## SUPPLIED MATERIAL
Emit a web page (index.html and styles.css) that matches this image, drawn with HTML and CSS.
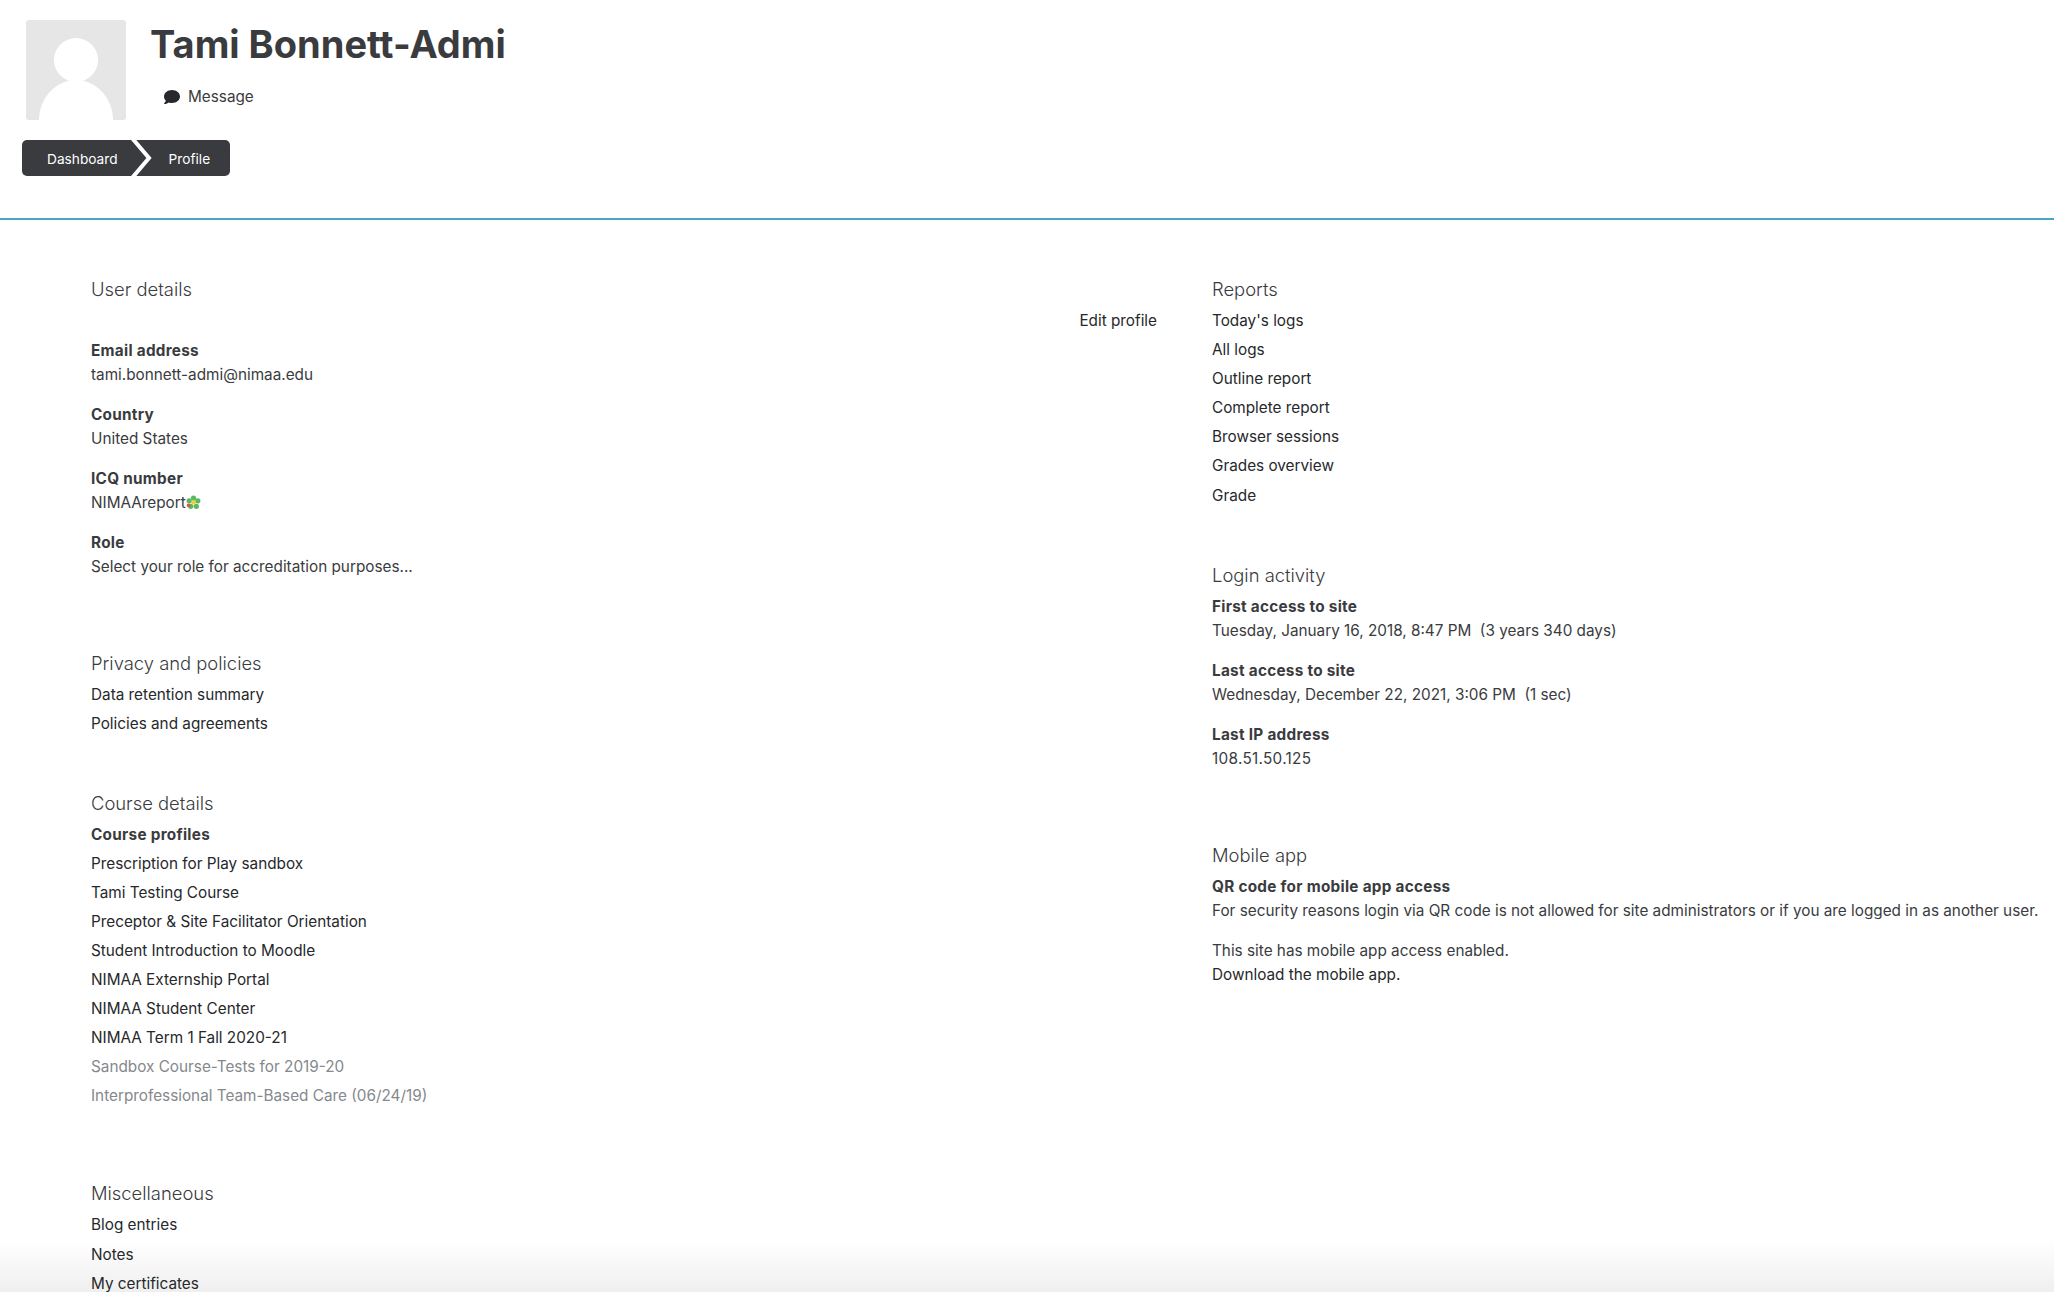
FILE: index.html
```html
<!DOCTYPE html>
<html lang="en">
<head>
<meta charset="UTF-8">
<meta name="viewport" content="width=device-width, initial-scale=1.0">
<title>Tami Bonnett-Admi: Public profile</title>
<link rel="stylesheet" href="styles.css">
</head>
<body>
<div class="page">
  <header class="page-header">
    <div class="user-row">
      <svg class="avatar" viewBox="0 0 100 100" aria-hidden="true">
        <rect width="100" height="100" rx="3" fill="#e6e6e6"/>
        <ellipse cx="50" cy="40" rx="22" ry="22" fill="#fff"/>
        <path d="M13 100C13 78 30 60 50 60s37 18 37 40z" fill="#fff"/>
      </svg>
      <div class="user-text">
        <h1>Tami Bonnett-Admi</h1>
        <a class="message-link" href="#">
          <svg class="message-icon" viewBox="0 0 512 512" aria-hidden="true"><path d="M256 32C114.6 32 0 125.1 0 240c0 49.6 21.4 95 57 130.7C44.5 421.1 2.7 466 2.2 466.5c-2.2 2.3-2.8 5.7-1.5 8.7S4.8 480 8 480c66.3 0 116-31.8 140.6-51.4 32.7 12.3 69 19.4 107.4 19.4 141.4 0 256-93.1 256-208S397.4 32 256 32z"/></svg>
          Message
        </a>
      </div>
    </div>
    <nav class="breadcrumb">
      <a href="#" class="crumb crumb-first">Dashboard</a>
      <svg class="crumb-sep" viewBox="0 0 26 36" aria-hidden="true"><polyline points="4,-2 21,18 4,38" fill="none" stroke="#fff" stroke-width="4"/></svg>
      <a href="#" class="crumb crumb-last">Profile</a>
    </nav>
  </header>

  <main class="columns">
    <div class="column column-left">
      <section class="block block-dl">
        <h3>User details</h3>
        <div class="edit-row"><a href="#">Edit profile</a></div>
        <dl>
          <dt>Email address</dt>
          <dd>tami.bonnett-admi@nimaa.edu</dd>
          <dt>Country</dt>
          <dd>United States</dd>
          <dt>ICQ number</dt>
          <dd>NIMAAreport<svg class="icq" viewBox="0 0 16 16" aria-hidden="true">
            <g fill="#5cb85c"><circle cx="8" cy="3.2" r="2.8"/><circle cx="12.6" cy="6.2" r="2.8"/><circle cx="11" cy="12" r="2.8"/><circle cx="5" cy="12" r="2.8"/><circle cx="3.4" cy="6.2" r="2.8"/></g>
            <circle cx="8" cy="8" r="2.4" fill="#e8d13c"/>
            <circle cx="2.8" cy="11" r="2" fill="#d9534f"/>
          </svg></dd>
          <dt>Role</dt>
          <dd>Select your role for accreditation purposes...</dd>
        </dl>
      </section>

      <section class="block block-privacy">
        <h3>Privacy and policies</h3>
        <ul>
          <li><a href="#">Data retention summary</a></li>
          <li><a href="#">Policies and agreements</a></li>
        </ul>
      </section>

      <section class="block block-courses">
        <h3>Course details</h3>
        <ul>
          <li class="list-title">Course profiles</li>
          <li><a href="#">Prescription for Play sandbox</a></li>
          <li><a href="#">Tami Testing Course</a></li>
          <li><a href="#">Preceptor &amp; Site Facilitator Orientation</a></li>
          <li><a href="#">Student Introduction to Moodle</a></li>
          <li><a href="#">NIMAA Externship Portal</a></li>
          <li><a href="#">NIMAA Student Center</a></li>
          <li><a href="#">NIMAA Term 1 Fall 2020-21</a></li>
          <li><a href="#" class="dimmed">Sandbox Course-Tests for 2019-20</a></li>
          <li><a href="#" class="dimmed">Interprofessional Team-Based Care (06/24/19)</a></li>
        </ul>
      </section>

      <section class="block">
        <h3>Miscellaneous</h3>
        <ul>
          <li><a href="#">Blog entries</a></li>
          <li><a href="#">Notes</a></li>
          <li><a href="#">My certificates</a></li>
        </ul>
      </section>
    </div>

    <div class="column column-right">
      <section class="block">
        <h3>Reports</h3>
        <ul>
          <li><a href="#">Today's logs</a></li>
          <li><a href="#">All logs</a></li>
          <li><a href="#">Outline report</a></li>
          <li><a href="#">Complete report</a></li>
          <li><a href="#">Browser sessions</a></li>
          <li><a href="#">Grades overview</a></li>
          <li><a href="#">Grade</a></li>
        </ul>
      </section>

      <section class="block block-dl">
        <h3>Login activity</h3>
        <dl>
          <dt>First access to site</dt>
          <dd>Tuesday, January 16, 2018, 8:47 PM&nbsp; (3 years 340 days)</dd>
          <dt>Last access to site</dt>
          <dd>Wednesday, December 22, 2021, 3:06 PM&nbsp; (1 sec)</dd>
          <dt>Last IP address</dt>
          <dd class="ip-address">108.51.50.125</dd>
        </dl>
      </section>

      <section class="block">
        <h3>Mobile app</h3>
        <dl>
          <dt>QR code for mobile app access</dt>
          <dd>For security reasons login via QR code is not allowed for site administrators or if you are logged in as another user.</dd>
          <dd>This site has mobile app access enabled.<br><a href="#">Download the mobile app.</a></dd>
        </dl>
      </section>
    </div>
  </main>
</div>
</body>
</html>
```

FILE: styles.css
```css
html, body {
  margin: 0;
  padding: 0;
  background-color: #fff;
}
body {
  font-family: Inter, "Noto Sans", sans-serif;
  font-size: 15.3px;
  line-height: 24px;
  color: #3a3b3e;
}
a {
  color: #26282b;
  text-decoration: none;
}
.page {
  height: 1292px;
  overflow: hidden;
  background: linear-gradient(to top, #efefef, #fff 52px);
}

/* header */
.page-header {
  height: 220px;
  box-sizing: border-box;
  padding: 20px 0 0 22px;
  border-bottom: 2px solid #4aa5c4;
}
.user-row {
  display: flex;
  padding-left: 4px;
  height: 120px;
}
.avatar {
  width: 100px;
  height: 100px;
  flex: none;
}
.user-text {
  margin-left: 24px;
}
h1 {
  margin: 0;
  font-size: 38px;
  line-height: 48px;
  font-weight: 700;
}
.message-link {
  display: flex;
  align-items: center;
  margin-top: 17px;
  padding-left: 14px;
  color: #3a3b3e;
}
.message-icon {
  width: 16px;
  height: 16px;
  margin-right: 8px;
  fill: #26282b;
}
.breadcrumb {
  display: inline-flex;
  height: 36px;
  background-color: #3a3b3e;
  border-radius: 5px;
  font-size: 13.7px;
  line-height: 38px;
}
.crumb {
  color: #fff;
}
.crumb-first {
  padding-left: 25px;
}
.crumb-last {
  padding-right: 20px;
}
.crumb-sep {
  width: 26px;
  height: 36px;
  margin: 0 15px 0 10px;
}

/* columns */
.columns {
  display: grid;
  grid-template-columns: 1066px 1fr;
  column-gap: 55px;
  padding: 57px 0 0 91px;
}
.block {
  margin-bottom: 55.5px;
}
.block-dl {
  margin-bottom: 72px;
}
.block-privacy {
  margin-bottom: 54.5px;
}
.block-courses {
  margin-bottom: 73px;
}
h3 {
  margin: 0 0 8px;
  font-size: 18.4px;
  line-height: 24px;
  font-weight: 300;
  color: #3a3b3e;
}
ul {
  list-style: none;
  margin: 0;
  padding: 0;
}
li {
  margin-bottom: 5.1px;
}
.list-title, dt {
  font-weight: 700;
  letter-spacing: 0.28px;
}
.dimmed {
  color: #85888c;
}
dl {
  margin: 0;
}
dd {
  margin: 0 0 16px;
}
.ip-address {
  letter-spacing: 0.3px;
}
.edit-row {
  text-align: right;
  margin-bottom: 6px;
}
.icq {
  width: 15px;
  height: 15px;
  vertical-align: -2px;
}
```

--

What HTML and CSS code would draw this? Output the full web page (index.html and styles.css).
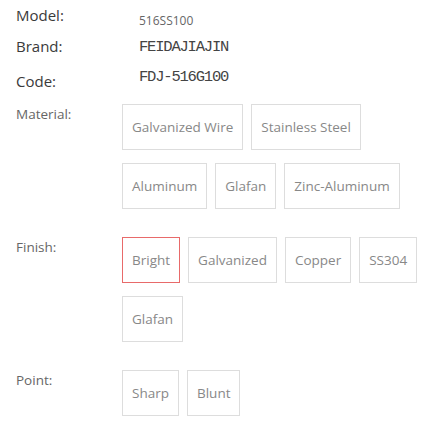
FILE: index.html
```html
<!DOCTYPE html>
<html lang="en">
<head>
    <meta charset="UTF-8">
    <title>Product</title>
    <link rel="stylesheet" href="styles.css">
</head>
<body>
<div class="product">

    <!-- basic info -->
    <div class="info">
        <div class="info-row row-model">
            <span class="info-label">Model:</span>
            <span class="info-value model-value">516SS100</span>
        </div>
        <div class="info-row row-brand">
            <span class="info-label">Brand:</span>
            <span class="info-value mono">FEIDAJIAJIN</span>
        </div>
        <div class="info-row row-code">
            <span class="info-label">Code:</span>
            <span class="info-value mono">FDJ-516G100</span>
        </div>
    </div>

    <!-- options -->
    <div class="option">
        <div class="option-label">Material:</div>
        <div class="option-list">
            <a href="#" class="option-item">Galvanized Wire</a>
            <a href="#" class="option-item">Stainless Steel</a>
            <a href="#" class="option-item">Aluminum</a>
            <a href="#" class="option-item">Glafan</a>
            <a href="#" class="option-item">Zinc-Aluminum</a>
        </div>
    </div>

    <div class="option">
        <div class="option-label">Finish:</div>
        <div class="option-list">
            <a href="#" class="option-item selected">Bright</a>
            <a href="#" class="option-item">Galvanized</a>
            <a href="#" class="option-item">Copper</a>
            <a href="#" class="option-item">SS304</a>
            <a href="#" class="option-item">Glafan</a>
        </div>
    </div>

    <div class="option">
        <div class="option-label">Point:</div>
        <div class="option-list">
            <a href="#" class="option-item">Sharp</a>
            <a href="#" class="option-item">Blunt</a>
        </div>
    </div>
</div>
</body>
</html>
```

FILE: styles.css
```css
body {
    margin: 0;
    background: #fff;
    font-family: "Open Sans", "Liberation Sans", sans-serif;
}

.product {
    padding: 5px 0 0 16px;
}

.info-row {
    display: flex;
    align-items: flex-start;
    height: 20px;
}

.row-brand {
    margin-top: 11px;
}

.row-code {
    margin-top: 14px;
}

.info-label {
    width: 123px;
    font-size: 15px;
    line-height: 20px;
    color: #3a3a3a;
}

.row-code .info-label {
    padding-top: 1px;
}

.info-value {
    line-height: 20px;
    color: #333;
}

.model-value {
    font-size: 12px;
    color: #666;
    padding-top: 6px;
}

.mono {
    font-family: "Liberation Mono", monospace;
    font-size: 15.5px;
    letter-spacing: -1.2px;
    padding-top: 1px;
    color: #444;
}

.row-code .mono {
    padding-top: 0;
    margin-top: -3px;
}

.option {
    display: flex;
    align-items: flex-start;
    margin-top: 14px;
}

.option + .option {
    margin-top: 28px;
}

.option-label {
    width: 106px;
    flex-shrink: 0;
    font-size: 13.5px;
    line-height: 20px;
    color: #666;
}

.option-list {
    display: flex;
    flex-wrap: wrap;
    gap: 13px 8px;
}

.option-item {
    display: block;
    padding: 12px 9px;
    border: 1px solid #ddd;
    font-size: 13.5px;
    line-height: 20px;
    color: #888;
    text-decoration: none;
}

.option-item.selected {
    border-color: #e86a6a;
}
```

* * *

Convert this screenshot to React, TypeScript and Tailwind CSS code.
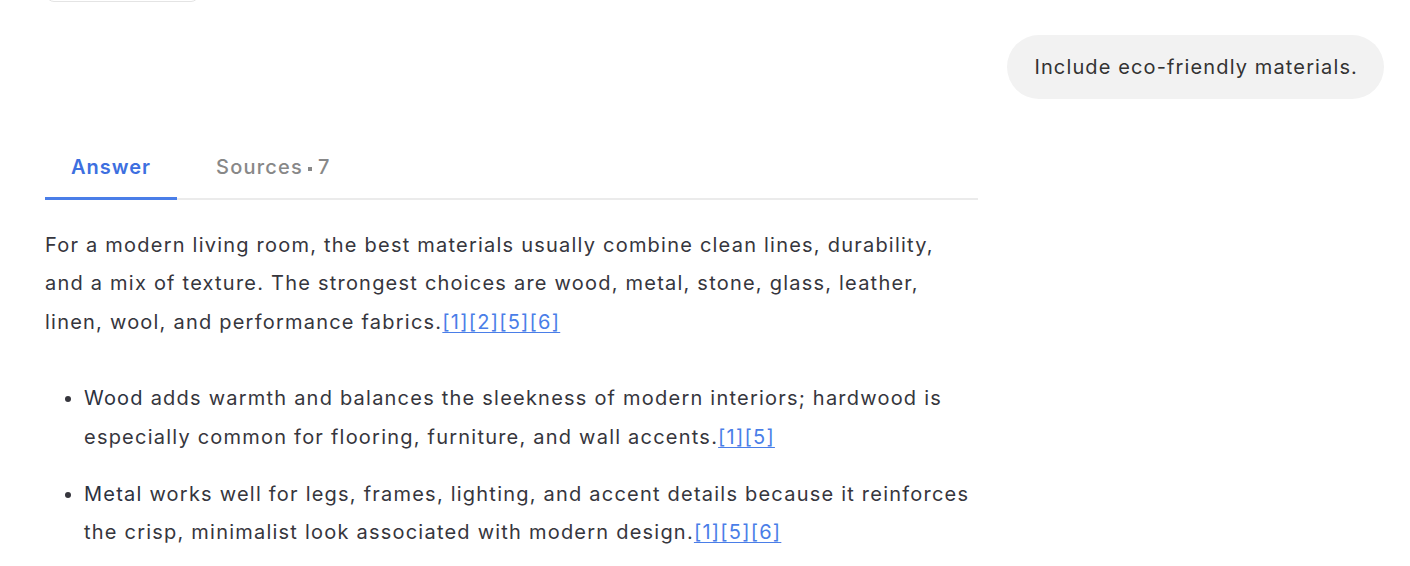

## WRITTEN REQUEST
Pull out all lines from the listing that contain the string "index".

## EXPECTED ANSWER
Emit a web page (index.html and styles.css) that matches this image, drawn with HTML and CSS.
FILE: index.html
What HTML and CSS code would draw this? Output the full web page (index.html and styles.css).
FILE: index.html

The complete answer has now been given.